The instructors at Virginia Beach surf schools tend to be enthusiastic in a way that’s contagious. Even people who come in skeptical about their own athletic ability tend to leave with a different relationship to the ocean and a strong interest in going back out. For families, it’s one of those rare activities where adults and kids can participate together at a similar level, which changes the dynamic in the best possible way.
Book lessons for the morning when the surf is typically more consistent and the crowds are thinner.
Archery: More Beginner-Friendly Than You’d Think
Archery has a way of surprising people. It looks like a skill that would take months to develop any real feel for, and then you pick up a bow for the first time and something clicks in a way you didn’t anticipate. The focus required, the breath control, the satisfying physical feedback of a clean release, it’s absorbing in a way that very few activities manage on a first encounter.
The Archery UP program in Virginia Beach offers structured instruction for beginners that covers proper form, safety, and technique in a format that’s genuinely accessible regardless of prior experience. This is not a situation where you show up, get pointed at a target, and left to figure it out. Proper coaching from the beginning makes an enormous difference both in how quickly you develop real skill and in how much you actually enjoy the experience.
Archery also travels across age groups in a way that many activities don’t. It’s one of the better options for mixed groups where you need something that holds the attention of a twelve-year-old and a forty-five-year-old with equal effectiveness. Competitive instincts kick in naturally, and before long people who came in politely curious are deeply invested in their scores.
Cycling the Boardwalk and Beyond
The three-mile Virginia Beach boardwalk is one of the most enjoyable urban cycling routes anywhere on the East Coast, and the city’s broader network of bike paths extends that experience well beyond the oceanfront. Bike rentals are easy to find along the boardwalk strip, ranging from standard cruisers to electric options for people who want to cover more ground with less effort.

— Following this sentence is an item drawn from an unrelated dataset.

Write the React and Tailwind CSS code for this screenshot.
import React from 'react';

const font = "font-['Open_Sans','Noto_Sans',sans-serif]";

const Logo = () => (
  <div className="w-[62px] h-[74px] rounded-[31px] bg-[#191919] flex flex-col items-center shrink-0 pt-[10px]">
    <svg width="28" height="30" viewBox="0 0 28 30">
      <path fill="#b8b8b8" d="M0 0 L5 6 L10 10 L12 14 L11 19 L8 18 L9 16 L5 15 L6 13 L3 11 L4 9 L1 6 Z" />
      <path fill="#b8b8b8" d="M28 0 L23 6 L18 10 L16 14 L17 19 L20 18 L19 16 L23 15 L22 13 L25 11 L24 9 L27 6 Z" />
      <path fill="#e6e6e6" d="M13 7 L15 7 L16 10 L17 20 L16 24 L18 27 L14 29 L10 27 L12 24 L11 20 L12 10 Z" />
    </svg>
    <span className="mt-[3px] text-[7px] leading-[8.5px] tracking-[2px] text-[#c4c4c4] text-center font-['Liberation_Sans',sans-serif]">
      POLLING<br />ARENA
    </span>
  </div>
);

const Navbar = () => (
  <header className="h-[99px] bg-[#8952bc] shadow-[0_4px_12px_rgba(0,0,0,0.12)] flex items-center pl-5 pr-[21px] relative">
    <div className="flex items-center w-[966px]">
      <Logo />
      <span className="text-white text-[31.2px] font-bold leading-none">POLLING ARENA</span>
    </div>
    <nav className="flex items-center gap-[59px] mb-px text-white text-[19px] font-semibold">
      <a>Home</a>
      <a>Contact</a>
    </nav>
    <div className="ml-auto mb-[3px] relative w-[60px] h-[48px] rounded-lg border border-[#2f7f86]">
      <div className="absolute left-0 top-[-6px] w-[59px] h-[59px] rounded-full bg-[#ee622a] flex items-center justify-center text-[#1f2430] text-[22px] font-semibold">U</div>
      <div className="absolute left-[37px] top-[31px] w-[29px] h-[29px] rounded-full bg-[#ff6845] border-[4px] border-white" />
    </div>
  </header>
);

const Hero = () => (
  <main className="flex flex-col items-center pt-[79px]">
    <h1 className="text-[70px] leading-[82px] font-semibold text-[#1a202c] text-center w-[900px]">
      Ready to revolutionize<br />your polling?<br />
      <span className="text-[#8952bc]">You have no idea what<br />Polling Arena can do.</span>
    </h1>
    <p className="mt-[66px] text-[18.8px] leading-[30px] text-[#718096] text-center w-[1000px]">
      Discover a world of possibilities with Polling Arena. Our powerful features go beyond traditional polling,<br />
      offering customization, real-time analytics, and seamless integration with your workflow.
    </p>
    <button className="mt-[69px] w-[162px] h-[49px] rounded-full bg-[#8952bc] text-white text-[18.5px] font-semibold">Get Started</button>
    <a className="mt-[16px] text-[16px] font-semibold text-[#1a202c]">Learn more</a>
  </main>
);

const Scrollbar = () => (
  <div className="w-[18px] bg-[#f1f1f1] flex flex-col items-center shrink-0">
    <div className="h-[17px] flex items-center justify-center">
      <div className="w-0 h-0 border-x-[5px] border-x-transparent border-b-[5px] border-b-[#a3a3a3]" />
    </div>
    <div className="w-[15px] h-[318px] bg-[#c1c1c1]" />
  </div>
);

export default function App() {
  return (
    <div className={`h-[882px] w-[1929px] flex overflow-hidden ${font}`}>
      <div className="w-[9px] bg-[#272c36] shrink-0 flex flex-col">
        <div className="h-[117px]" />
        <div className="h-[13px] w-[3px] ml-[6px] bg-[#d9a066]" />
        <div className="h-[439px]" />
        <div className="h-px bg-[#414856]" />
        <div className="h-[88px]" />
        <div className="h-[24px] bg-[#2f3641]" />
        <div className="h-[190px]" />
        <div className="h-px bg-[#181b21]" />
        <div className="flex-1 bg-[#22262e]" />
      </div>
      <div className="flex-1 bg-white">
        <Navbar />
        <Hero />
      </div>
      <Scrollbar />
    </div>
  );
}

The stretch from the resort area down toward Sandbridge passes through changing landscapes, from busy beachfront to quieter residential coastline, giving you a genuine sense of the city’s range in a single ride. Early morning cycling on the boardwalk before the pedestrian crowds build is one of those Virginia Beach experiences that locals treasure and visitors rarely think to try.
For more serious cyclists, the Virginia Beach Trail system connects to routes that extend well into the surrounding region and offer a completely different experience from the oceanfront.
Beach Volleyball
Virginia Beach takes beach volleyball seriously in a way that reflects the city’s long relationship with the sport. Courts are available along the oceanfront, and the culture around them is welcoming to everyone from casual players looking for a pickup game to more competitive players who want a real match.

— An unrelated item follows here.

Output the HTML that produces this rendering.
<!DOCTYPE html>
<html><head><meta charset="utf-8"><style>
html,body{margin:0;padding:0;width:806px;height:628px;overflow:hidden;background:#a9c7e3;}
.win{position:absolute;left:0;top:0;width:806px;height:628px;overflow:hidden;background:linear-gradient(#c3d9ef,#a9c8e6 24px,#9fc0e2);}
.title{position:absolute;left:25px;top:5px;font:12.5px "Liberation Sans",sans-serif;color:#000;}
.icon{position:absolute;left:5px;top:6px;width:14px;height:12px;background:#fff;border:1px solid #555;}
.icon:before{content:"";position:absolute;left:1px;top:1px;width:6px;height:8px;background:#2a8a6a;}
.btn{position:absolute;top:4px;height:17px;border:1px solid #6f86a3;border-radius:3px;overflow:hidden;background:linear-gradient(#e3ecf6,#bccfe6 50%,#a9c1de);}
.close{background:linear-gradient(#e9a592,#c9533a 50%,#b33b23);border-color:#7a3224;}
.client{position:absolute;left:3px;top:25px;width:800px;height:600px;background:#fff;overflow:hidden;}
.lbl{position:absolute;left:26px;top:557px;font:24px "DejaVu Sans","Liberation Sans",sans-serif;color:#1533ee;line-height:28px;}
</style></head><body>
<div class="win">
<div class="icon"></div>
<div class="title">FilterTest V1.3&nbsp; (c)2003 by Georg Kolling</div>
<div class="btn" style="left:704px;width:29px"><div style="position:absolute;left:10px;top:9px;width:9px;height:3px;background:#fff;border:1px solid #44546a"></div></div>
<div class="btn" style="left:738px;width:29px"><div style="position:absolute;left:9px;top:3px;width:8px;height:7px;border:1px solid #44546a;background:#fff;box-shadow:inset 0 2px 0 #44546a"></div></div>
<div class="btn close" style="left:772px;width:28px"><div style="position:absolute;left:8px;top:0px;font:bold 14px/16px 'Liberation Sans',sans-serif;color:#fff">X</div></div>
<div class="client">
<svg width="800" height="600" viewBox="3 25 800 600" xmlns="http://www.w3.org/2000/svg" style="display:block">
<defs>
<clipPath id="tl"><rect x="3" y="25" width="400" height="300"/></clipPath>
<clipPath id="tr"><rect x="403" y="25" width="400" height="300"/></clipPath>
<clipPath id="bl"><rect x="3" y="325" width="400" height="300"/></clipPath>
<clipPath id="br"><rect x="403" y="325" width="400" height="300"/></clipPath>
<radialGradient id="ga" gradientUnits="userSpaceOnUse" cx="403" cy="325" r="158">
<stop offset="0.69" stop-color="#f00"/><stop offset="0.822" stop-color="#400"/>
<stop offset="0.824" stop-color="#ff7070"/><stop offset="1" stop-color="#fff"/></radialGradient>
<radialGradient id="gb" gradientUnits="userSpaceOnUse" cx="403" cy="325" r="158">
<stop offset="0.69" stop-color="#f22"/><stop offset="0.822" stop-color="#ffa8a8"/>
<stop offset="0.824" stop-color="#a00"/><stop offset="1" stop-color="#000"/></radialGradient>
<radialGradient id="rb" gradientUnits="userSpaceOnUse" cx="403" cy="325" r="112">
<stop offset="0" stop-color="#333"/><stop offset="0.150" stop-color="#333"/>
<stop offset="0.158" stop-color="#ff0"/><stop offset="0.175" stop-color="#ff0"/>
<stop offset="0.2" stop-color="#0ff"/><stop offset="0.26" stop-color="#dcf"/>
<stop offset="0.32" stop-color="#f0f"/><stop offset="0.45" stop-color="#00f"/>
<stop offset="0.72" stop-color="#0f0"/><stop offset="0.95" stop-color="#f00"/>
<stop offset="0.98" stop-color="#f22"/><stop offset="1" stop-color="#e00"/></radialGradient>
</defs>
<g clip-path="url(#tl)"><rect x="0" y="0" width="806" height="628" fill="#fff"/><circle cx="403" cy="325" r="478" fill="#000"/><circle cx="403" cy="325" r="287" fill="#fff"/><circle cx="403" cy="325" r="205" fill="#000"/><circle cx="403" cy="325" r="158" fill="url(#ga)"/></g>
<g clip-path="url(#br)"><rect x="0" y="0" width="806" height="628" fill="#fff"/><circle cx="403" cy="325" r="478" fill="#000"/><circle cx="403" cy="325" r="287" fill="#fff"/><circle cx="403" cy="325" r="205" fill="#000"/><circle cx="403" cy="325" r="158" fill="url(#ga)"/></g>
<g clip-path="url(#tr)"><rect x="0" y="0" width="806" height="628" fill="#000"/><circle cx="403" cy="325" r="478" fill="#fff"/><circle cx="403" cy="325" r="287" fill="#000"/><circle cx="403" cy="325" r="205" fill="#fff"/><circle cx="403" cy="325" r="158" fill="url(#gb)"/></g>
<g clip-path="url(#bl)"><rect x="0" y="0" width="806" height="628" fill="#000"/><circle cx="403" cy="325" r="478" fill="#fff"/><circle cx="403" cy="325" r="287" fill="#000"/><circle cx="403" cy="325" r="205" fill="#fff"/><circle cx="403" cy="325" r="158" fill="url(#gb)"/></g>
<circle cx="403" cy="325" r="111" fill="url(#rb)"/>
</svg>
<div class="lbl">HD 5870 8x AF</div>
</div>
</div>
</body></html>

If you’ve never played on sand before, the first thing you notice is how much harder everything is. Movement is slower, jumps feel different, and the coordination required is genuinely different from indoor play. That adjustment period is also most of what makes it fun. Sand volleyball has an energy to it that’s hard to replicate in other contexts, and a good game on a warm evening with the ocean a hundred feet away is one of those experiences that ends up being the highlight of a trip in a way you didn’t see coming.
Stand-Up Paddleboard Yoga
If the idea of doing yoga on a paddleboard sounds either appealing or ridiculous to you, Virginia Beach has you covered either way. SUP yoga has become a genuine thing here, with instructors leading sessions on calm water that combine the balance challenge of the paddleboard with the focus of a yoga practice.

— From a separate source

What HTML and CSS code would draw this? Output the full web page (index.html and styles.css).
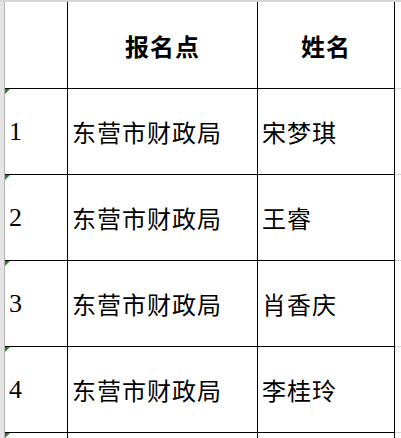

For people who already practice yoga, it’s a genuinely different experience that exposes instabilities in your practice you didn’t know were there. For people who don’t practice yoga but are drawn to the water and the physical challenge, it’s an accessible entry point that doesn’t require any prior experience. It’s also, objectively, a good story to bring home from a beach vacation.
Fishing off the Pier
Virginia Beach Fishing Center and the various pier fishing options along the coastline offer something that feels both active and unhurried in the best possible way. Pier fishing requires enough physical engagement and attention to keep restless people interested, while still carrying the relaxed coastal energy that makes Virginia Beach what it is.
The Virginia Beach fishing scene is productive enough that catching something is a realistic expectation rather than a hopeful one, which matters more than people admit when it comes to actually enjoying the experience. Rental equipment is available at the piers, so you don’t need to arrive with gear.
Learn Mixology: Active in a Different Way
Not every active pursuit involves physical exertion, and one of the more interesting ways to spend an afternoon in Virginia Beach is developing a skill that will outlast the vacation. If you’ve ever been curious about the craft behind a well-made cocktail, the opportunity to learn mixology in Virginia Beach puts proper instruction within reach.
A good mixology class is more engaging than most people expect going in. Understanding flavor balance, learning technique, and actually making drinks that taste like something a skilled bartender would serve gives you both a new capability and a much deeper appreciation for what goes into a craft cocktail. It’s also an excellent option for groups, for rainy afternoons when the beach isn’t calling, or for travelers who want to come home with something more than a tan.
Hiking First Landing State Park
First Landing State Park sits just a few miles from the Virginia Beach oceanfront and offers 19 miles of trails through a landscape that genuinely surprises people who aren’t expecting it. Bald cypress trees, freshwater ponds, and coastal dune ecosystems create a hiking environment that feels nothing like the beach resort experience a few miles away.
The trails range from short and accessible to long enough to be satisfying for committed hikers. Wildlife sightings are common, and the quality of light through the cypress canopy in the morning is the kind of thing that makes people stop walking and just look for a moment.
For active travelers who want to experience Virginia Beach beyond the oceanfront, First Landing is one of the most underused assets the city has.
The Takeaway
Virginia Beach is very good at being a beach destination. It’s also, quietly, one of the more well-rounded active travel destinations on the East Coast. The people who discover this tend to extend their stays, come back more often, and recommend it to people they know with an enthusiasm that goes beyond “the beach was nice.”
Get off the towel. The city has a lot going on.